Born on February 1, 1982, and nicknamed ‘Moon’, Shoaib likes English action films and romantic Hindi music. Usually a light eater, he gorges on the biriyani his mother, Farooq Sultana, cooks. Shoaib’s family members say he is quiet and soft-spoken. His sister Shazia recalls thrashing the boy Shoaib when he would spend entire days flying kites or playing cricket. “He never struck back,” Shazia says.

Shoaib is not the first Pakistani cricketer to have chosen a bride from India or abroad. What makes him different from Zaheer Abbas, Mohsin Khan and Imran Khan is that he seems to be more supportive of his future wife’s career and nationality. He has no hang-ups about her wearing skirts or shorts as is required when playing tennis; neither has he any plans to wrap her up in a protective swaddle and turn her into a Pakistani-style bahu.
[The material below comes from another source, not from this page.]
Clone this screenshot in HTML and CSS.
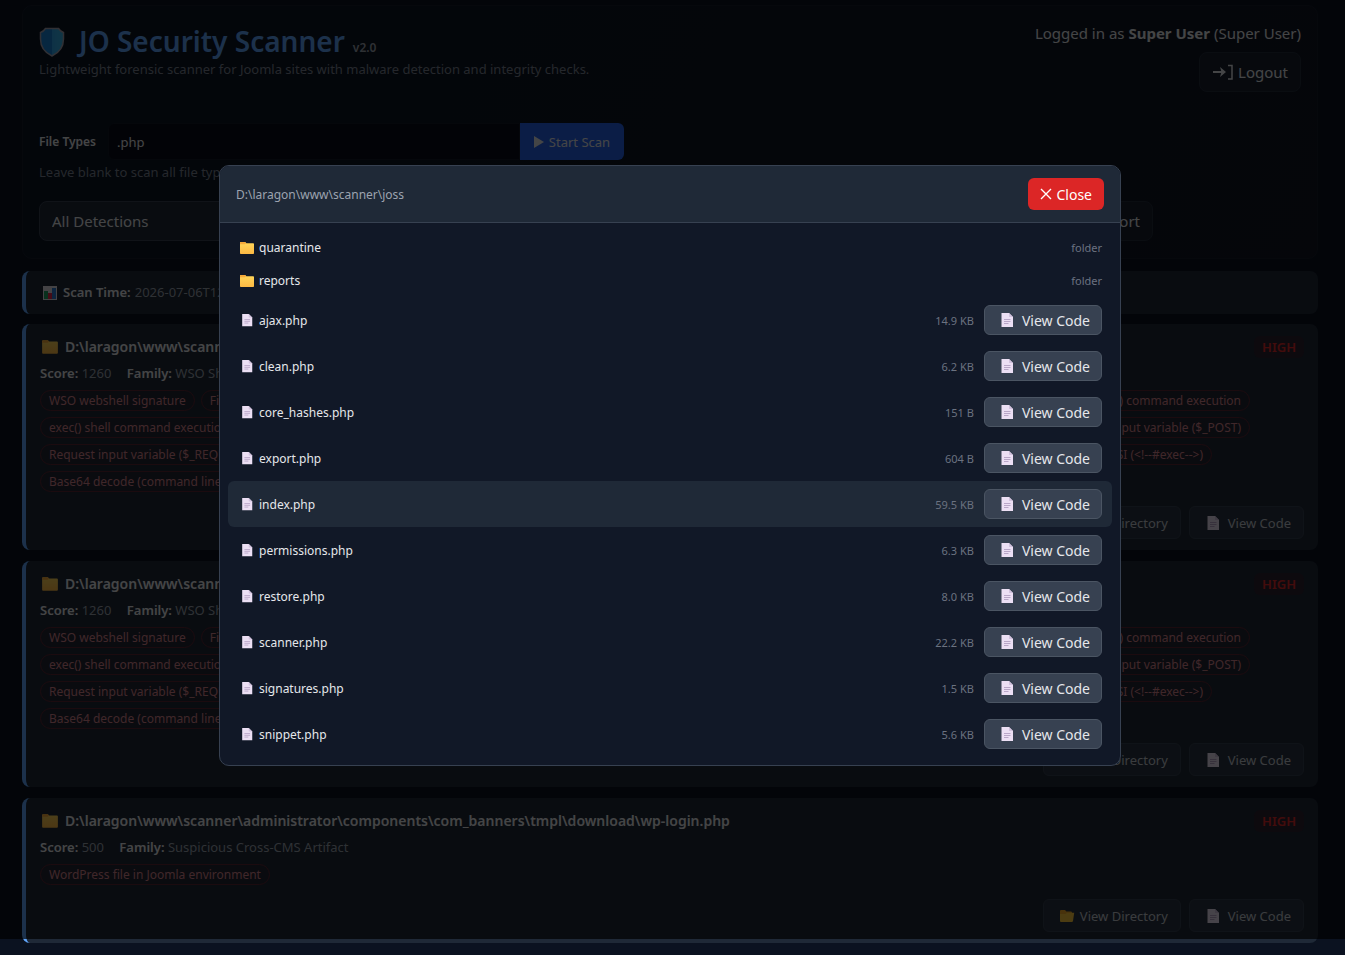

The sole blot on Shoaib’s escutcheon has been the Rs 20 lakh fine and a one-year ban imposed by the Pakistan Cricket Board last month on charges of indiscipline. Malik was widely seen as the man who incited player unrest in the team, though no details have emerged. He and former captain Mohammed Yousuf have also had spats through the media after Pakistan’s humiliating defeat in Australia earlier in the year.

However, after his pre-marital troubles in India, Shoaib has found total, unmitigated support in Pakistan. Imran Khan told him in a popular morning talkshow: “May God keep your marriage going.” Shahid Afridi also lent support: “Shoaib should go ahead with his plans. He should not return home without his bride.”

Millions of fans have texted in to TV channels, radio shows and social networking websites in solidarity. The Punjab Bar Council offered free legal assistance in case Shoaib was arrested in India. The All Pakistan Traders’ Association threatened to boycott all Indian products if he was harmed.

Luckily, events won’t come to such a dire pass now, after Shoaib’s settlement with the Siddiquis. Pakistan eagerly awaits the couple’s return.